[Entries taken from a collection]
━━━━━━━━━━━━━━━━━━━━━━━━━━━━━━
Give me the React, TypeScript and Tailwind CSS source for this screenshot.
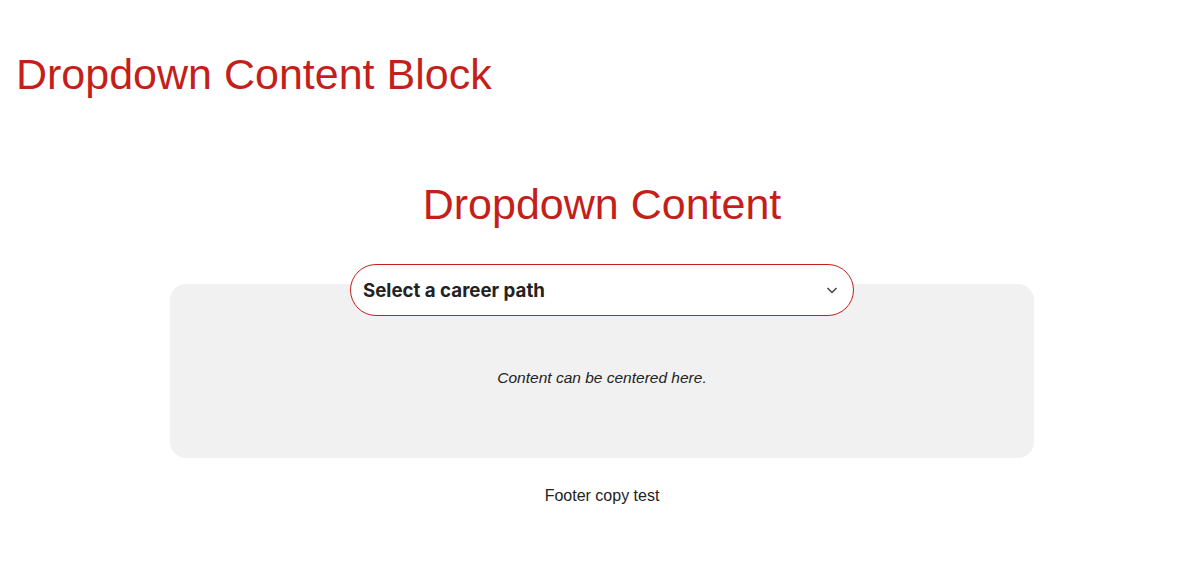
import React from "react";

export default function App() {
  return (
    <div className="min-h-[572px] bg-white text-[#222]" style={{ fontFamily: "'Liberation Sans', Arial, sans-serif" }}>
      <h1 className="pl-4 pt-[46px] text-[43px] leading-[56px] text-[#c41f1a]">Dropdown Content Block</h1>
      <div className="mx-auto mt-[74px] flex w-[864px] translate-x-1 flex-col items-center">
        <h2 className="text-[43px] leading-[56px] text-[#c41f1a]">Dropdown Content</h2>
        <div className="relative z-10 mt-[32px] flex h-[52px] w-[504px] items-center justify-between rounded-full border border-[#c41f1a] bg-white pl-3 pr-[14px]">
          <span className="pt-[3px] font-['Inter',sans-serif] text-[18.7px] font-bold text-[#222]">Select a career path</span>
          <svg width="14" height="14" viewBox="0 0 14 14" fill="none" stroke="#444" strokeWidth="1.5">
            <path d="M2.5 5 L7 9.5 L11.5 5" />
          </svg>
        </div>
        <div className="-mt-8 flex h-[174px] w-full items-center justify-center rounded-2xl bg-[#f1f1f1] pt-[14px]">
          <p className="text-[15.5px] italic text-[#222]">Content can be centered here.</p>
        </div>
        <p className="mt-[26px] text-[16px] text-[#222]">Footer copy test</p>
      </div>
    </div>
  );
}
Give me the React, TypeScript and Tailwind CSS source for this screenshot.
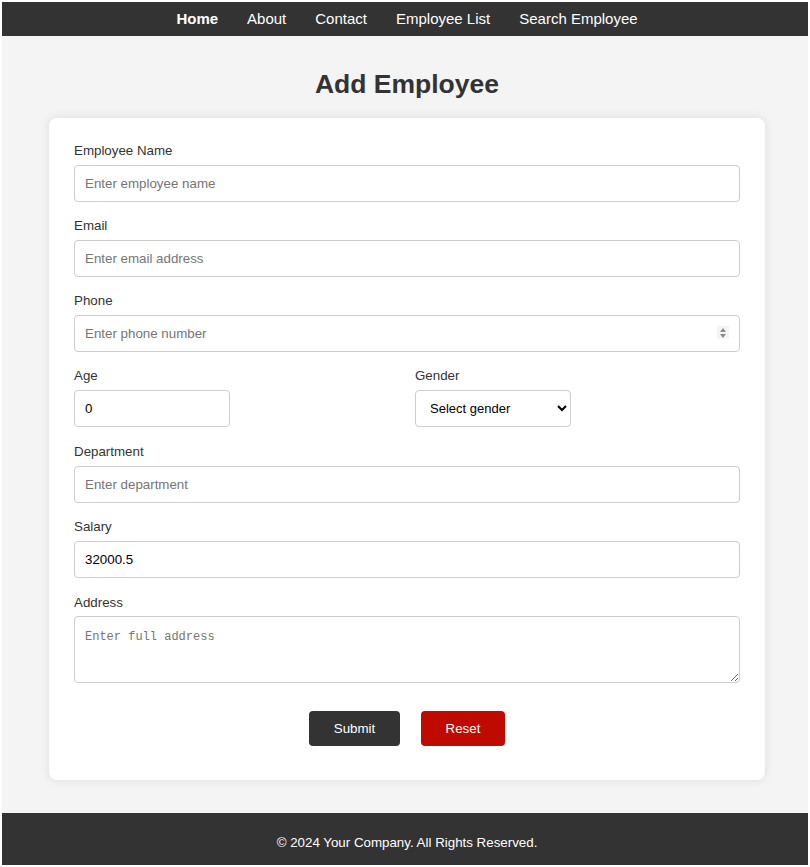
━━━━━━━━━━━━━━━━━━━━━━━━━━━━━━
# OBJECTIVE:
Exactly as written, repeat the lines from the beginning of the entries up to and including the line with "import React from", but not the pictures.

# EXPECTED ANSWER:
Give me the React, TypeScript and Tailwind CSS source for this screenshot.
import React from "react";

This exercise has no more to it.